» Written problem
Without including the pictures, copy out every line below.

» Source data
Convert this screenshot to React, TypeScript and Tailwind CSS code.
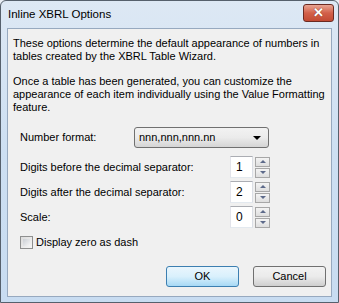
import React from 'react';

const font = { fontFamily: '"Liberation Sans", Arial, sans-serif' };

function Spinner({ value }: { value: string }) {
  return (
    <div className="flex items-center gap-[2px]">
      <div className="w-[23px] h-[22px] bg-white border border-t-[#abadb3] border-l-[#e2e3ea] border-r-[#dbdfe6] border-b-[#e3e9ef] flex items-center pl-[5px] text-[12px] text-black">
        {value}
      </div>
      <div className="flex flex-col gap-[1px]">
        <div className="w-[15px] h-[10px] border border-[#a7a7a7] bg-gradient-to-b from-[#f4f4f4] to-[#dedede] flex items-center justify-center">
          <div className="w-0 h-0 border-l-[3px] border-r-[3px] border-b-[3px] border-l-transparent border-r-transparent border-b-[#5d6a8a]" />
        </div>
        <div className="w-[15px] h-[10px] border border-[#a7a7a7] bg-gradient-to-b from-[#f4f4f4] to-[#dedede] flex items-center justify-center">
          <div className="w-0 h-0 border-l-[3px] border-r-[3px] border-t-[3px] border-l-transparent border-r-transparent border-t-[#5d6a8a]" />
        </div>
      </div>
    </div>
  );
}

export default function App() {
  return (
    <div style={font} className="w-[339px] h-[303px] overflow-hidden bg-[#e9eef5]">
      <div className="w-[339px] h-[303px] flex flex-col border border-[#56606c] rounded-t-[6px] bg-gradient-to-b from-[#dde8f4] via-[#cddff2] to-[#c8dcf1]">
        {/* title bar */}
        <div className="h-[27px] shrink-0 flex items-center justify-between pl-[7px] pr-[4px]">
          <span className="text-[11.5px] text-black">Inline XBRL Options</span>
          <div className="w-[31px] h-[18px] -mt-[4px] rounded-[3px] border border-[#6b2a22] bg-gradient-to-b from-[#e8a493] via-[#d2604a] to-[#c24a33] flex items-center justify-center">
            <span className="text-white font-bold text-[13px] leading-none" style={{ textShadow: '0 0 1px #5a1a10' }}>✕</span>
          </div>
        </div>

        {/* content */}
        <div className="mx-[6px] h-[269px] shrink-0 bg-[#f0f0f0] border border-[#97a9bf] text-[11px] text-black whitespace-nowrap">
          <div className="pl-[5px] pt-[8px] leading-[13px]">
            <p>These options determine the default appearance of numbers in<br />tables created by the XBRL Table Wizard.</p>
            <p className="mt-[12px]">
              Once a table has been generated, you can customize the<br />appearance of each item individually using the Value Formatting<br />feature.
            </p>
          </div>

          <div className="pl-[12px] mt-[13px] flex flex-col">
            <div className="flex items-center h-[21px]">
              <span className="w-[114px]">Number format:</span>
              <div className="w-[135px] h-[21px] rounded-[3px] border border-[#707070] bg-gradient-to-b from-[#f2f2f2] via-[#ebebeb] to-[#d5d5d5] flex items-center justify-between pl-[4px] pr-[7px]">
                <span>nnn,nnn,nnn.nn</span>
                <div className="w-0 h-0 border-l-[4px] border-r-[4px] border-t-[4px] border-l-transparent border-r-transparent border-t-black" />
              </div>
            </div>

            <div className="flex items-center mt-[8px] h-[22px]">
              <span className="w-[210px]">Digits before the decimal separator:</span>
              <Spinner value="1" />
            </div>
            <div className="flex items-center mt-[3px] h-[22px]">
              <span className="w-[210px]">Digits after the decimal separator:</span>
              <Spinner value="2" />
            </div>
            <div className="flex items-center mt-[3px] h-[22px]">
              <span className="w-[210px]">Scale:</span>
              <Spinner value="0" />
            </div>

            <div className="flex items-center mt-[8px] h-[13px] gap-[3px]">
              <div className="w-[13px] h-[13px] border border-[#8e8f8f] bg-gradient-to-br from-[#dcdcdc] to-[#f6f6f6] p-[2px]">
                <div className="w-full h-full bg-gradient-to-br from-[#cbcfd5] to-[#f6f6f6]" />
              </div>
              <span>Display zero as dash</span>
            </div>
          </div>

          <div className="flex justify-end gap-[14px] pr-[5px] mt-[17px]">
            <button className="w-[73px] h-[21px] rounded-[3px] border border-[#3c7fb1] bg-gradient-to-b from-[#eaf6fd] via-[#d9f0fc] to-[#a7d9f5] text-[11px] text-black">
              OK
            </button>
            <button className="w-[73px] h-[21px] rounded-[3px] border border-[#707070] bg-gradient-to-b from-[#f2f2f2] via-[#ebebeb] to-[#cfcfcf] text-[11px] text-black">
              Cancel
            </button>
          </div>
        </div>
      </div>
    </div>
  );
}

» Task solution
Convert this screenshot to React, TypeScript and Tailwind CSS code.
import React from 'react';

const font = { fontFamily: '"Liberation Sans", Arial, sans-serif' };

function Spinner({ value }: { value: string }) {
  return (
    <div className="flex items-center gap-[2px]">
      <div className="w-[23px] h-[22px] bg-white border border-t-[#abadb3] border-l-[#e2e3ea] border-r-[#dbdfe6] border-b-[#e3e9ef] flex items-center pl-[5px] text-[12px] text-black">
        {value}
      </div>
      <div className="flex flex-col gap-[1px]">
        <div className="w-[15px] h-[10px] border border-[#a7a7a7] bg-gradient-to-b from-[#f4f4f4] to-[#dedede] flex items-center justify-center">
          <div className="w-0 h-0 border-l-[3px] border-r-[3px] border-b-[3px] border-l-transparent border-r-transparent border-b-[#5d6a8a]" />
        </div>
        <div className="w-[15px] h-[10px] border border-[#a7a7a7] bg-gradient-to-b from-[#f4f4f4] to-[#dedede] flex items-center justify-center">
          <div className="w-0 h-0 border-l-[3px] border-r-[3px] border-t-[3px] border-l-transparent border-r-transparent border-t-[#5d6a8a]" />
        </div>
      </div>
    </div>
  );
}

export default function App() {
  return (
    <div style={font} className="w-[339px] h-[303px] overflow-hidden bg-[#e9eef5]">
      <div className="w-[339px] h-[303px] flex flex-col border border-[#56606c] rounded-t-[6px] bg-gradient-to-b from-[#dde8f4] via-[#cddff2] to-[#c8dcf1]">
        {/* title bar */}
        <div className="h-[27px] shrink-0 flex items-center justify-between pl-[7px] pr-[4px]">
          <span className="text-[11.5px] text-black">Inline XBRL Options</span>
          <div className="w-[31px] h-[18px] -mt-[4px] rounded-[3px] border border-[#6b2a22] bg-gradient-to-b from-[#e8a493] via-[#d2604a] to-[#c24a33] flex items-center justify-center">
            <span className="text-white font-bold text-[13px] leading-none" style={{ textShadow: '0 0 1px #5a1a10' }}>✕</span>
          </div>
        </div>

        {/* content */}
        <div className="mx-[6px] h-[269px] shrink-0 bg-[#f0f0f0] border border-[#97a9bf] text-[11px] text-black whitespace-nowrap">
          <div className="pl-[5px] pt-[8px] leading-[13px]">
            <p>These options determine the default appearance of numbers in<br />tables created by the XBRL Table Wizard.</p>
            <p className="mt-[12px]">
              Once a table has been generated, you can customize the<br />appearance of each item individually using the Value Formatting<br />feature.
            </p>
          </div>

          <div className="pl-[12px] mt-[13px] flex flex-col">
            <div className="flex items-center h-[21px]">
              <span className="w-[114px]">Number format:</span>
              <div className="w-[135px] h-[21px] rounded-[3px] border border-[#707070] bg-gradient-to-b from-[#f2f2f2] via-[#ebebeb] to-[#d5d5d5] flex items-center justify-between pl-[4px] pr-[7px]">
                <span>nnn,nnn,nnn.nn</span>
                <div className="w-0 h-0 border-l-[4px] border-r-[4px] border-t-[4px] border-l-transparent border-r-transparent border-t-black" />
              </div>
            </div>

            <div className="flex items-center mt-[8px] h-[22px]">
              <span className="w-[210px]">Digits before the decimal separator:</span>
              <Spinner value="1" />
            </div>
            <div className="flex items-center mt-[3px] h-[22px]">
              <span className="w-[210px]">Digits after the decimal separator:</span>
              <Spinner value="2" />
            </div>
            <div className="flex items-center mt-[3px] h-[22px]">
              <span className="w-[210px]">Scale:</span>
              <Spinner value="0" />
            </div>

            <div className="flex items-center mt-[8px] h-[13px] gap-[3px]">
              <div className="w-[13px] h-[13px] border border-[#8e8f8f] bg-gradient-to-br from-[#dcdcdc] to-[#f6f6f6] p-[2px]">
                <div className="w-full h-full bg-gradient-to-br from-[#cbcfd5] to-[#f6f6f6]" />
              </div>
              <span>Display zero as dash</span>
            </div>
          </div>

          <div className="flex justify-end gap-[14px] pr-[5px] mt-[17px]">
            <button className="w-[73px] h-[21px] rounded-[3px] border border-[#3c7fb1] bg-gradient-to-b from-[#eaf6fd] via-[#d9f0fc] to-[#a7d9f5] text-[11px] text-black">
              OK
            </button>
            <button className="w-[73px] h-[21px] rounded-[3px] border border-[#707070] bg-gradient-to-b from-[#f2f2f2] via-[#ebebeb] to-[#cfcfcf] text-[11px] text-black">
              Cancel
            </button>
          </div>
        </div>
      </div>
    </div>
  );
}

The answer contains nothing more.